Our Lady of The Two Towers
10:14 / 07.10.03
just to clarify, I wasn't actually using films as a measure of success, just that these days successful authors these days tend to have a film made of their books. Although there's a film of it now, Louis De Bernieres was quite well known for a while previous on the strength of captain Corelli's Mandolin, is anything else he's written any good?
 
 
STOATIE LIEKS CHOCOLATE MILK
18:53 / 11.10.03
Am I the only person in the world who actually liked The Tesseract? (Well, apart from those quoted on the book's cover, but they seem somewhat elusive.) It was- dare I say it- a better-written book, though a less fun one, than The Beach.

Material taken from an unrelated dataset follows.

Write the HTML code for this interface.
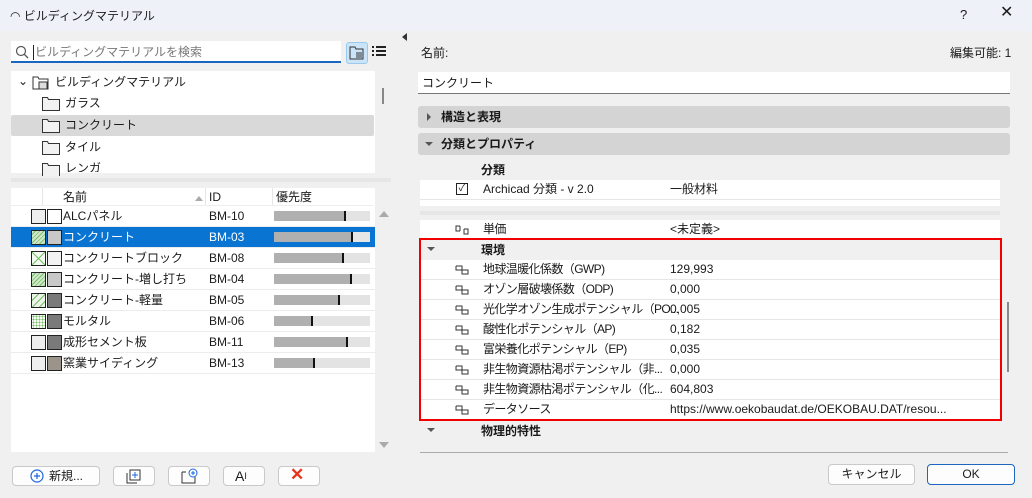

Do four-volume epics count? Cos, no matter how much I love Dan Simmons' Hyperion series, everything else I've read by him has been absolute shit.
 
 
Bastard Tweed
19:26 / 13.10.03
I dunno, mao. Simmons' Carrion Comfort struck me as being rather good. A nice dark conceptualisation of telepaths as amoral mental vampires kind of thing. Not as good as Hyperion but impressive nonetheless.
 
 
rakehell
02:49 / 14.10.03
What about Donna Tartt, will she ever be know for anything other than "The Secret History"?

Thinking about one trick ponies, will Chuck Palahniuk ever write a different book?